• GOAL OF THE EXERCISE: Reproduce exactly the lines below, from the first one through the line containing "import React from 'react'", and omit any pictures.

_ _ _ _ _ _ _

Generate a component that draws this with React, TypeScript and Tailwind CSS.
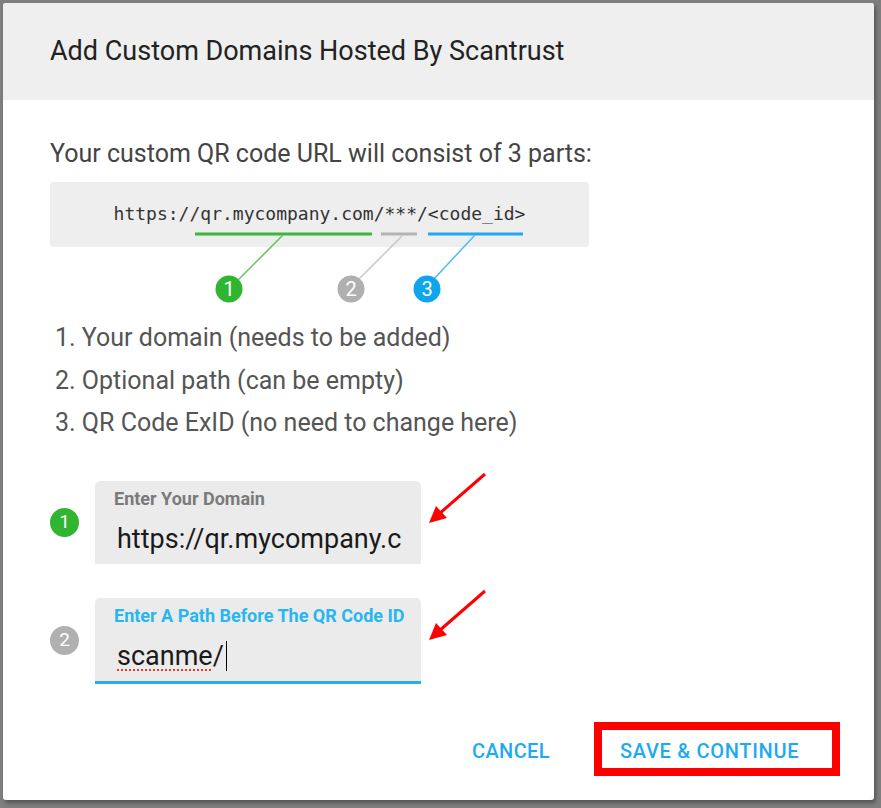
import React from 'react'

// Small numbered dot beside the inputs
function NumberDot({ n, color }: { n: number; color: string }) {
  return (
    <div
      className={`flex h-[29px] w-[29px] shrink-0 items-center justify-center rounded-full text-[19px] text-white ${color}`}
    >
      {n}
    </div>
  )
}

function RedArrow({ className }: { className: string }) {
  return (
    <svg className={className} width="64" height="56" viewBox="0 0 64 56" fill="none">
      <line x1="58" y1="3" x2="12" y2="43" stroke="#ff0000" strokeWidth="3" />
      <polygon points="2,52 9,35 20,47" fill="#ff0000" />
    </svg>
  )
}

export default function App() {
  return (
    <div className="h-[808px] w-[881px] bg-[#7f7f7f] p-[3px] font-['Roboto',sans-serif]">
      <div className="relative flex h-[797px] w-[871px] flex-col overflow-hidden rounded-[3px] bg-white shadow-[2px_3px_4px_rgba(0,0,0,0.35)]">
        {/* Header */}
        <div className="flex h-[97px] items-center bg-[#efefef] pl-[47px]">
          <h2 className="text-[27px] text-[#222]">Add Custom Domains Hosted By Scantrust</h2>
        </div>

        {/* Body */}
        <div className="flex flex-col pl-[47px]">
          <p className="mt-[39px] text-[25px] leading-[30px] text-[#444]">
            Your custom QR code URL will consist of 3 parts:
          </p>

          {/* URL diagram */}
          <div className="relative mt-[13px] h-[122px] w-[539px]">
            <div className="flex h-[65px] items-center justify-center rounded-[4px] bg-[#eeeeee] pb-[2px]">
              <span className="font-['DejaVu_Sans_Mono',monospace] text-[18px] text-[#333]">
                https://qr.mycompany.com/***/&lt;code_id&gt;
              </span>
            </div>
            <svg className="absolute left-0 top-0" width="539" height="122" viewBox="0 0 539 122">
              <line x1="145" y1="52" x2="322" y2="52" stroke="#3bb53b" strokeWidth="3" />
              <line x1="331" y1="52" x2="367" y2="52" stroke="#b3b3b3" strokeWidth="3" />
              <line x1="378" y1="52" x2="473" y2="52" stroke="#21a8ee" strokeWidth="3" />
              <line x1="233" y1="53" x2="188" y2="98" stroke="#5fc55f" strokeWidth="1.5" />
              <line x1="353" y1="53" x2="308" y2="98" stroke="#c8c8c8" strokeWidth="1.5" />
              <line x1="425" y1="53" x2="383" y2="98" stroke="#4cbcf2" strokeWidth="1.5" />
              <circle cx="179" cy="107" r="13.5" fill="#2fb52f" />
              <circle cx="301" cy="107" r="13.5" fill="#b0b0b0" />
              <circle cx="377" cy="107" r="13.5" fill="#0ea5ec" />
              <text x="179" y="114" textAnchor="middle" fontSize="20" fill="#fff" fontFamily="Roboto">1</text>
              <text x="301" y="114" textAnchor="middle" fontSize="20" fill="#fff" fontFamily="Roboto">2</text>
              <text x="377" y="114" textAnchor="middle" fontSize="20" fill="#fff" fontFamily="Roboto">3</text>
            </svg>
          </div>

          <ol className="mt-[13px] flex flex-col pl-[5px] text-[25px] leading-[42.5px] text-[#555]">
            <li>1. Your domain (needs to be added)</li>
            <li>2. Optional path (can be empty)</li>
            <li>3. QR Code ExID (no need to change here)</li>
          </ol>

          {/* Inputs */}
          <div className="mt-[36px] flex flex-col gap-[34px]">
            <div className="flex items-center gap-[16px]">
              <NumberDot n={1} color="bg-[#2fb52f]" />
              <div className="flex h-[83px] w-[326px] flex-col rounded-t-[5px] bg-[#ebebeb] pl-[19px] pt-[7px]">
                <span className="text-[18px] font-bold leading-[22px] text-[#7a7a7a]">Enter Your Domain</span>
                <span className="mt-[13px] pl-[3px] text-[27px] leading-[32px] text-[#1a1a1a]">https://qr.mycompany.c</span>
              </div>
            </div>
            <div className="flex items-center gap-[16px]">
              <NumberDot n={2} color="bg-[#b0b0b0]" />
              <div className="flex h-[86px] w-[326px] flex-col rounded-t-[5px] border-b-[3px] border-[#29aee8] bg-[#ebebeb] pl-[19px] pt-[7px]">
                <span className="text-[18px] font-bold leading-[22px] text-[#29b6f0]">Enter A Path Before The QR Code ID</span>
                <span className="mt-[13px] flex items-center pl-[3px] text-[27px] leading-[32px] text-[#1a1a1a]">
                  <span className="underline decoration-[#e53935] decoration-dotted decoration-2 underline-offset-[5px]">scanme</span>
                  /
                  <span className="ml-[2px] inline-block h-[30px] w-[1.5px] bg-black" />
                </span>
              </div>
            </div>
          </div>
        </div>

        {/* Footer */}
        <div className="mt-auto flex items-center justify-end pb-[24px] pr-[34px]">
          <button className="mr-[44px] pt-[3px] text-[20px] font-medium tracking-[0.4px] text-[#1eaaf1]">CANCEL</button>
          <button className="flex h-[54px] w-[246px] items-center border-[8px] border-[#ff0000] pl-[18px] pt-[3px] text-[20px] font-medium tracking-[0.7px] text-[#1eaaf1]">
            SAVE &amp; CONTINUE
          </button>
        </div>

        <RedArrow className="absolute left-[424px] top-[468px]" />
        <RedArrow className="absolute left-[424px] top-[585px]" />
      </div>
    </div>
  )
}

_ _ _ _ _ _ _

• FINISHED ANSWER:
Generate a component that draws this with React, TypeScript and Tailwind CSS.
import React from 'react'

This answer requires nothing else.